To use an old Seinfeld expression (albeit out of context), when you are single you are the master of your domain. Marriage changes all of that. Some guys just don’t want to give up their freedom.
Being a single guy is like going out on patrol in a combat zone every day not knowing what you will run into. Who knows what woman you’ll run into and want to “get to know” better? Every subway ride or trip to Whole Foods is an opportunity for new adventure. Every bar or party becomes a high stakes, adrenalin pumping challenge no less exciting than a twilight lion hunt on Safari in Kenya.
So what if you come up empty handed? There’s always tomorrow, right? Many guys don’t want to give this up, even if it only exists in their dreams.
The (sad) truth is that no matter how awesome your marriage is and how crazy you are about your spouse, it’s almost impossible to ever experience that same feeling you did when you first met someone new and had that first kiss — and that first sexual experience.

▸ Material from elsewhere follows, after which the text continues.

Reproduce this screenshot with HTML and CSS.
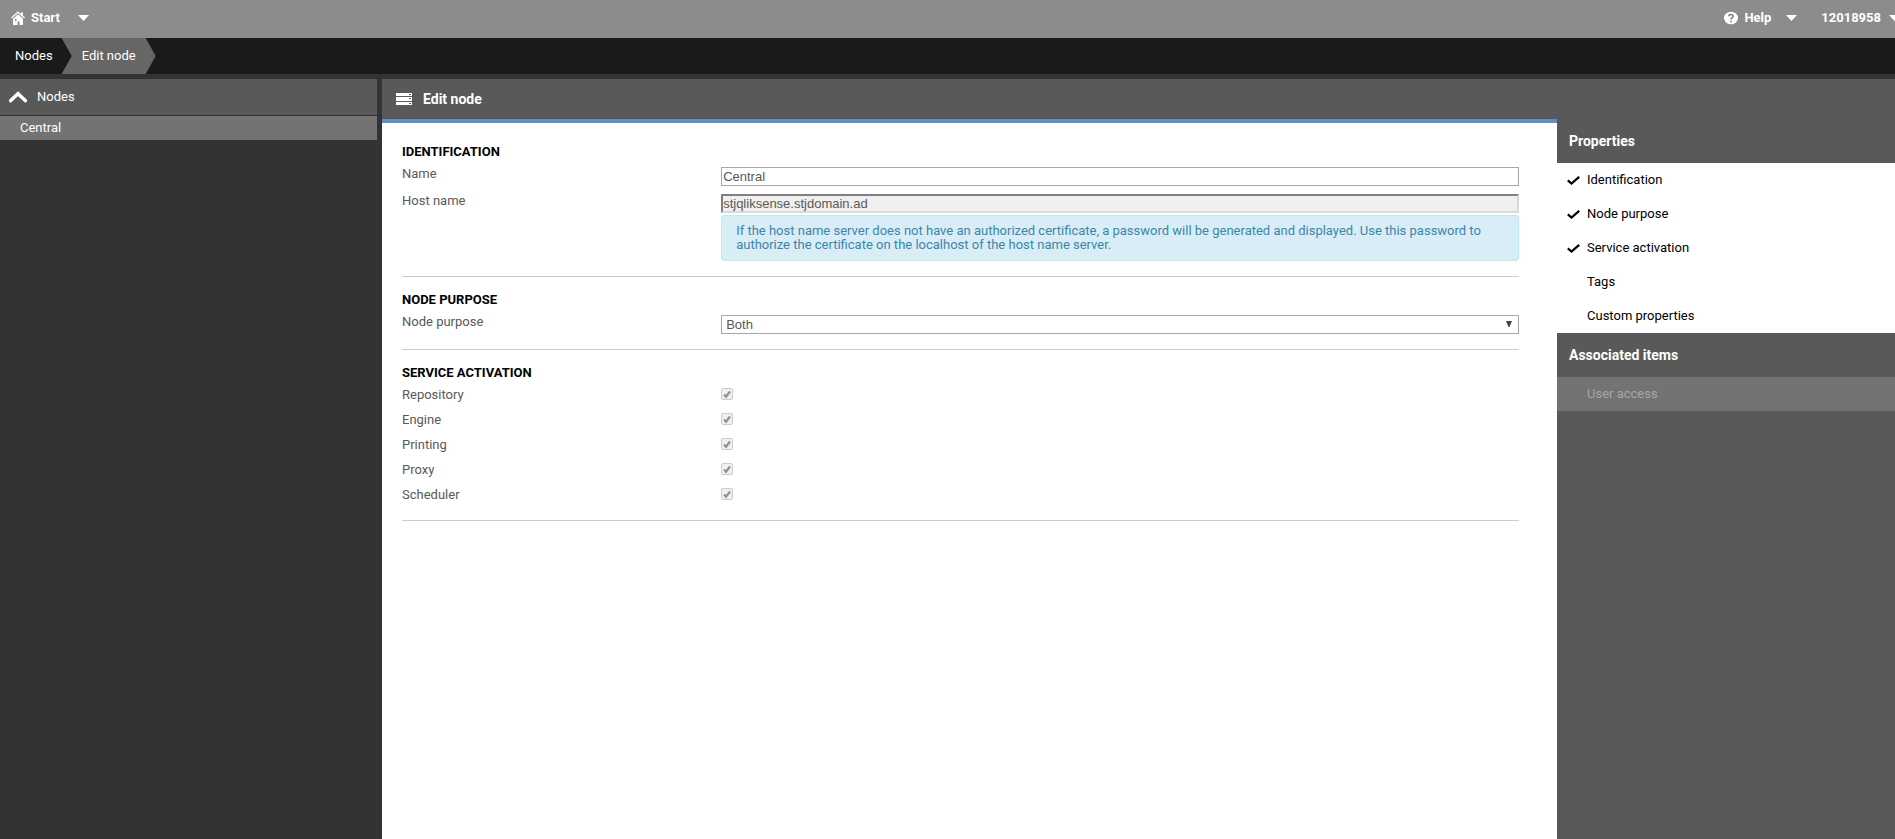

It might still be awesome with your spouse, but it’s different. It’s not the “first time”, with all the excitement and adrenaline that comes with that.
3. Fantasy Quest
Every man has an image (or 2 or 3) of their ideal, fantasy babe. She often bears a remarkable resemblance to one of the latest Sports Illustrated swimsuit models, or one of the many erotic stars that make regular appearances during late night private browsing sessions.
Since none of the real life women they meet match up to their fantasy partners, some men choose to keep looking until they find one that does. And they keep looking, and looking.
As long as they hold on to their dream of finding her, they will never be able to commit to a normal, attractive, flesh and blood woman. If they do commit, they might miss their opportunity to be with fantasy Barbi. Ya never know, right?
4. Fear of Responsibility
With marriage comes responsibility. You don’t need to be a super hero to understand that. With children comes HUGE responsibility. Now that’s scary!
Having a spouse these days doesn’t really add much responsibility to a man’s life other than fidelity (which unfortunately, for some men is too hard to handle) and visiting the in-laws (hopefully not too often).
Having kids is another ballgame.
A man might suddenly become the family’s sole earner while expenses go through the roof. Then there’s late night or early morning wake ups, diaper changes, babysitting, diaper changes, exhausted (cranky) wives, diaper changes, and diaper changes.
Some men just don’t want any part of it and would rather sit around in their underwear drinking bear, watching football, dreaming of their fantasy woman, and enjoying a quiet, full night’s sleep.
Fear of responsibility goes hand in hand with “freedom” (reason #1). The truth is that most married men have their moments where they envy their single friends, and with good reason.
Let’s face it, the single life can be awesome. But that doesn’t mean that they would trade their status as husband and father for another shot at singlehood — well, on the other hand, based on the huge divorce rate today, many are choosing to do just that.
In any case, the fear of responsibility reason for men staying single still holds true and makes a lot of sense.
5. Never Really Grew Up
Marriage and children are for responsible adults who want to share and give.
A good marriage depends on sharing and giving. Being a parent is 100% giving without expecting anything in return. Children are inherently selfish. Their primary concern is to get what they want when they want. They spend their days eating, sleeping, and playing. They’re not responsible for contributing anything. All they need to do is follow basic rules and instructions, and have fun.
Some men never grow up and remain perpetual children… and they like it that way.
The purpose of this article is not to trash single men.
There are lots of men out there who really do want to be in a loving and committed relationship. Many of them are on the same dating sites that you’re on dating site. But timing is really everything.
Almost every man transitions through a period where at least one of the above 5 reasons applies to him. It just depends on how long that stage lasts. For some men it might last a couple of years. For others a decade or two. For some, a lifetime.
Someone once compared men to taxi cabs. When they become available and the light goes on, they pick up the first person they see. The trick then is to find the right man when his light goes on — when he’s ready for a relationship. When the light is off, beware. You might be caught waiting for a long time.